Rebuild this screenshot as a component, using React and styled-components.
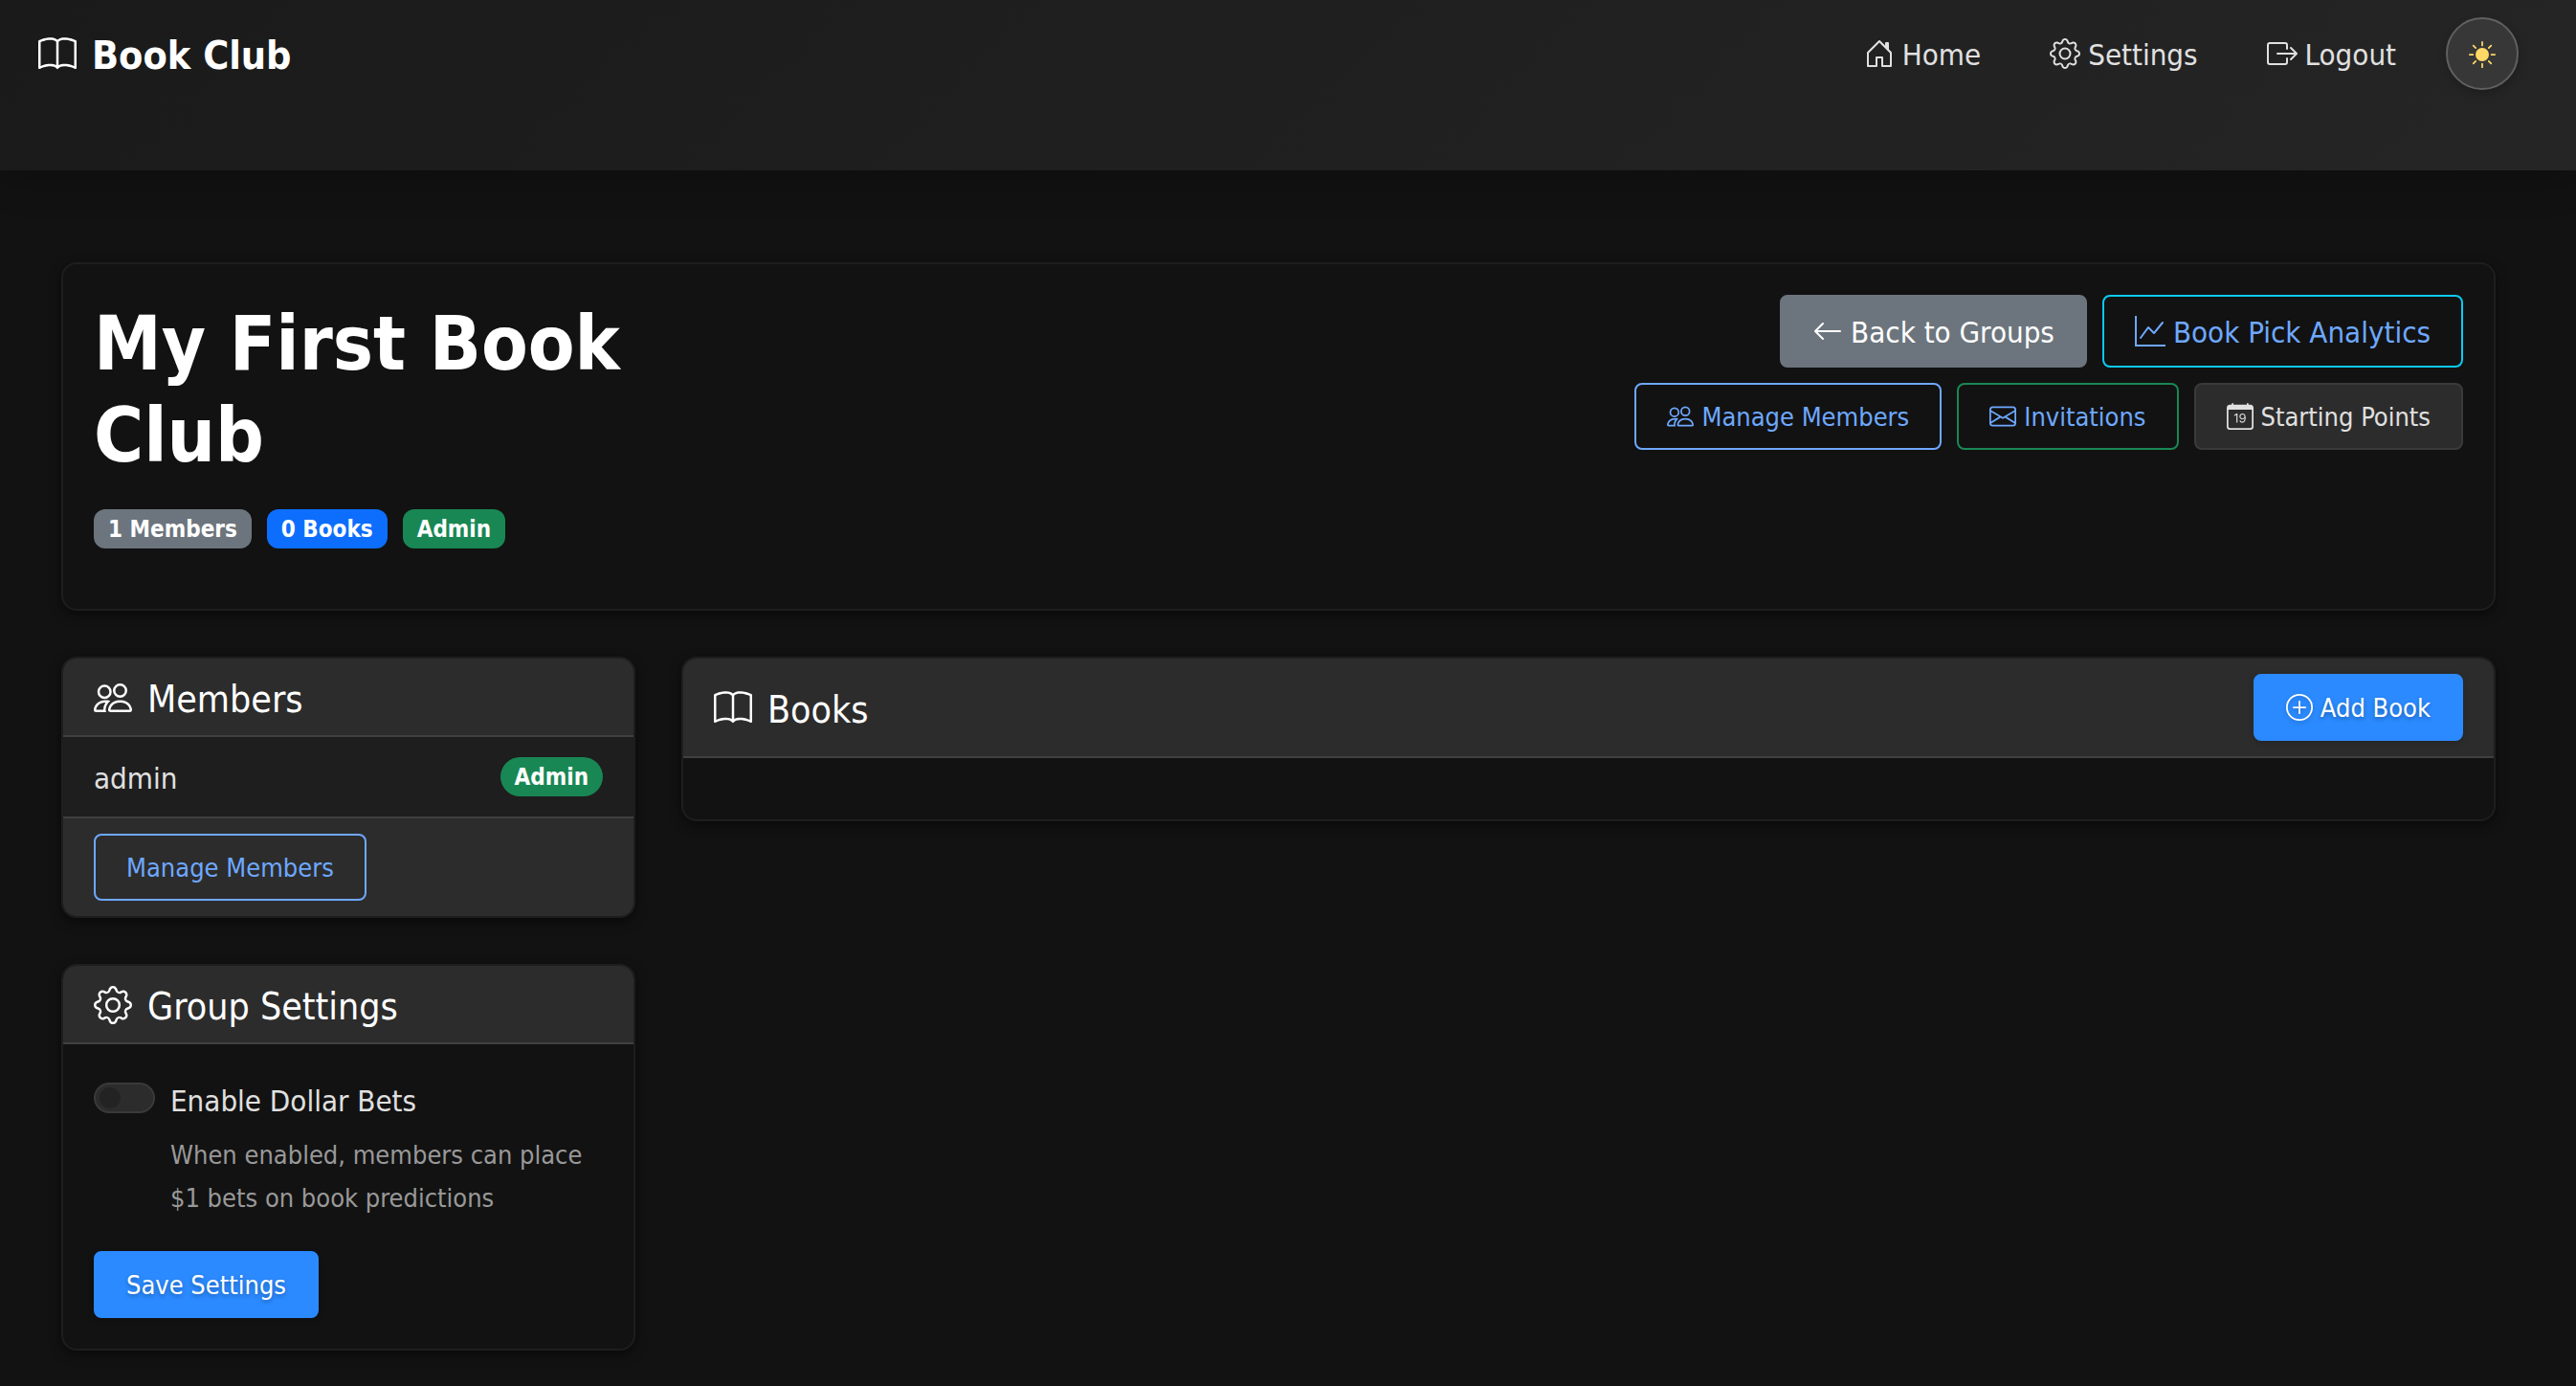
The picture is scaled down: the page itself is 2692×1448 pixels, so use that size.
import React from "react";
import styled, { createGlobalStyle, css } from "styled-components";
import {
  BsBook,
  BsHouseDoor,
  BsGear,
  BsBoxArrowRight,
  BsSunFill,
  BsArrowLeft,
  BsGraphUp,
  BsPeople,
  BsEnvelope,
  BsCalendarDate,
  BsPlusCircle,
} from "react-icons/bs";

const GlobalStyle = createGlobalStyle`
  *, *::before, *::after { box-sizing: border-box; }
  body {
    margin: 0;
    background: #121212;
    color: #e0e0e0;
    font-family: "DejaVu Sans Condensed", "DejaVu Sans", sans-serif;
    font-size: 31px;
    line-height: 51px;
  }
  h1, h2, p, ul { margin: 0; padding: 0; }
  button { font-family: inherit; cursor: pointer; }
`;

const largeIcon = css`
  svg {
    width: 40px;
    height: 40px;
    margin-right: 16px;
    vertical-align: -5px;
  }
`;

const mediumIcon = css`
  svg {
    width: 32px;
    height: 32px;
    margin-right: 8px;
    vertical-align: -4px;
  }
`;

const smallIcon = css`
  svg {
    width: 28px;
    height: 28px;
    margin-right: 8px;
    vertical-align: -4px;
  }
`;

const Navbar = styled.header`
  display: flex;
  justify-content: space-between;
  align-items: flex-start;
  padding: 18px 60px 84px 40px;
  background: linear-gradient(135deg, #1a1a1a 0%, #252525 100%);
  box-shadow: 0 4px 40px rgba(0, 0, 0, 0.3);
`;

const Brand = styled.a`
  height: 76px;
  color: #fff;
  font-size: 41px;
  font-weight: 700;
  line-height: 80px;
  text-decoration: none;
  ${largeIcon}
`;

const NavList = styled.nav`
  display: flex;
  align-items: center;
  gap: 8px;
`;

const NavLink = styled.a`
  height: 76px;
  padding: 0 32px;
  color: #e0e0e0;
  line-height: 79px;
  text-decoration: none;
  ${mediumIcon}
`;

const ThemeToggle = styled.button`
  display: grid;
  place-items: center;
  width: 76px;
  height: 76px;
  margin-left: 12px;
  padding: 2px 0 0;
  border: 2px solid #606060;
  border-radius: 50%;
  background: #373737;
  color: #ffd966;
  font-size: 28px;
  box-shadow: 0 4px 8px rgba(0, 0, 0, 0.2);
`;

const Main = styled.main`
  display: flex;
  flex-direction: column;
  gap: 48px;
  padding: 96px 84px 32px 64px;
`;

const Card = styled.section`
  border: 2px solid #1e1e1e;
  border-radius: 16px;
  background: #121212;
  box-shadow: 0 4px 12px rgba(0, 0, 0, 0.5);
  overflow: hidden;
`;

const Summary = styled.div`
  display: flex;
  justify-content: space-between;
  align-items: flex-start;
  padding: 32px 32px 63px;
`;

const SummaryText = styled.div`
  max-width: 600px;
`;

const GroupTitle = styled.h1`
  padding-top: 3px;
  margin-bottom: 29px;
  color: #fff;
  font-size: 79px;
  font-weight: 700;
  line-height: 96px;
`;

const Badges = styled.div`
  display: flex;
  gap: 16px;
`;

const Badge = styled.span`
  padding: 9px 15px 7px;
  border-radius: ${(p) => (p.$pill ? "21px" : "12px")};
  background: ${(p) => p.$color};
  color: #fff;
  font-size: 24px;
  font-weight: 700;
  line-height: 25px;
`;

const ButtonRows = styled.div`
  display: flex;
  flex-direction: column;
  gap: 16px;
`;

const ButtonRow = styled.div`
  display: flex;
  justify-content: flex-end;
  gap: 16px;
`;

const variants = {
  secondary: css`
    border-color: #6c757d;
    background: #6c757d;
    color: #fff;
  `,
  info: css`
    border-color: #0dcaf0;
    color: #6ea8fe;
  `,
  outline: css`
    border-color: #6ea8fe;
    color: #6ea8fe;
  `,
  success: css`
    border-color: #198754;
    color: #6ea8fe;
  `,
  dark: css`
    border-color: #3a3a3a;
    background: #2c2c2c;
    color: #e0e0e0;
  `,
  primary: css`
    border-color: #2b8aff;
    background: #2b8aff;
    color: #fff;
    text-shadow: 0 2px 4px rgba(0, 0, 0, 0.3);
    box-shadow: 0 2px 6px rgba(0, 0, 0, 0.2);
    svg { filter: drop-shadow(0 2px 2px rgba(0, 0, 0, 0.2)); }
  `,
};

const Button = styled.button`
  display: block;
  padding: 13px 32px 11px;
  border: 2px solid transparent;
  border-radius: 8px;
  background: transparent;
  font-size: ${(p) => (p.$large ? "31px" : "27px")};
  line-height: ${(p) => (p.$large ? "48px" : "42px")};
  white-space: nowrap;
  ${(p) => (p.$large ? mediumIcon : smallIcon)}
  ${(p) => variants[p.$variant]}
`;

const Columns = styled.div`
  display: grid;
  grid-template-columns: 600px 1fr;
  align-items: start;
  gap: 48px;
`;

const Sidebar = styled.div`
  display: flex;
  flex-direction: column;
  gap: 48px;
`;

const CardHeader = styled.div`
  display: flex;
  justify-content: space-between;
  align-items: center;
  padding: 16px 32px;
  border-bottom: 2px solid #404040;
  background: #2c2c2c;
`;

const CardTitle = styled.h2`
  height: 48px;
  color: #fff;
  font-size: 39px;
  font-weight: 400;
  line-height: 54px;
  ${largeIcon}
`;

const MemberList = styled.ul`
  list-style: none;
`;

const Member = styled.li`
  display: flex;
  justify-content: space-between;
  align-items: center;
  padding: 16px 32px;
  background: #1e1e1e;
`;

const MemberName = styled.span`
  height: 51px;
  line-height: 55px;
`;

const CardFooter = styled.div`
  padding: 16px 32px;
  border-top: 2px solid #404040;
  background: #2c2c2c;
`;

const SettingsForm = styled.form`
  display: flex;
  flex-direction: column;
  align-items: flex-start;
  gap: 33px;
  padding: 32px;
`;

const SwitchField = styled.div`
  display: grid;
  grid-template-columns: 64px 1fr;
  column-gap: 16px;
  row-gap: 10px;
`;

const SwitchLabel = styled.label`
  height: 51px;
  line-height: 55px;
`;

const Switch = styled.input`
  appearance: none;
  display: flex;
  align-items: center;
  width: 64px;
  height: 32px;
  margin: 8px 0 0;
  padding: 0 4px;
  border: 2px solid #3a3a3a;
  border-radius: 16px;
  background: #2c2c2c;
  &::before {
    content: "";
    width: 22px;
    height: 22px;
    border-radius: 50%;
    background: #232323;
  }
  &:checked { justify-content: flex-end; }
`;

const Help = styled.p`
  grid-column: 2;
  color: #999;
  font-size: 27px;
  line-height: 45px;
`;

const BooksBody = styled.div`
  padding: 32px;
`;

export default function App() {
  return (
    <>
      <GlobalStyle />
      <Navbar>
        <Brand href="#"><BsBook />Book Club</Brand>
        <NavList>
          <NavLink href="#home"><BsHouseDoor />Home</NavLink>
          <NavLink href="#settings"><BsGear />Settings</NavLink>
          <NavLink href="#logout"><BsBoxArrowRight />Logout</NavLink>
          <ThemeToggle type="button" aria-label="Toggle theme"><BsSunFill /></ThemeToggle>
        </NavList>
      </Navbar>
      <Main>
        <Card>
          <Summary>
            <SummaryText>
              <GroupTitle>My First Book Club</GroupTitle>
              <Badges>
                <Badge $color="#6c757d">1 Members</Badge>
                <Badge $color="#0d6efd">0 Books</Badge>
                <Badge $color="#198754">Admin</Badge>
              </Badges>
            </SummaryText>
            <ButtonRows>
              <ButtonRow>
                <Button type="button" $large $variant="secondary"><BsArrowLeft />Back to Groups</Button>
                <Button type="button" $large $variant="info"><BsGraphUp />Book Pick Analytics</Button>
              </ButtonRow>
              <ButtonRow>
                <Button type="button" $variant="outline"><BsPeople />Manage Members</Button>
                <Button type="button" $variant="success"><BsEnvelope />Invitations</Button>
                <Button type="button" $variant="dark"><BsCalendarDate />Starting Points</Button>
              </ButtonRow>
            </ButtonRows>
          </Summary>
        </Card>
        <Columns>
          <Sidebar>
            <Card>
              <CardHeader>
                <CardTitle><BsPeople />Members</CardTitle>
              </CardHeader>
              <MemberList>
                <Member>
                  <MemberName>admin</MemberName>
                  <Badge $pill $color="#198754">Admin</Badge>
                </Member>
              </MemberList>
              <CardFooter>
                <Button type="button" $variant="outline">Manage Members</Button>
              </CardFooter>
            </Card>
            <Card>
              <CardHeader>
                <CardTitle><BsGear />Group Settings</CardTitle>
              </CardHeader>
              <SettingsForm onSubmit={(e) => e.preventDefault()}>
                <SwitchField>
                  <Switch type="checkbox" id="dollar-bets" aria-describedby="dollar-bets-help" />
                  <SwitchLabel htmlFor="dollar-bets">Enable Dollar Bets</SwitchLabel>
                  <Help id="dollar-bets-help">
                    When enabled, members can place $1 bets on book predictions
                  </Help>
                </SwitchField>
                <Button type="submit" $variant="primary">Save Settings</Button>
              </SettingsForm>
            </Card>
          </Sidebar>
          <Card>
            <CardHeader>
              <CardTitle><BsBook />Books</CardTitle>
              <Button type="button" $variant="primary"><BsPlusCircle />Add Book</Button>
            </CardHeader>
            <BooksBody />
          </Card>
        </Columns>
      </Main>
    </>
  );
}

▸ What is required: Filter the data, keeping only the lines that contain "components".

▸ Solution to this task:
Rebuild this screenshot as a component, using React and styled-components.
import styled, { createGlobalStyle, css } from "styled-components";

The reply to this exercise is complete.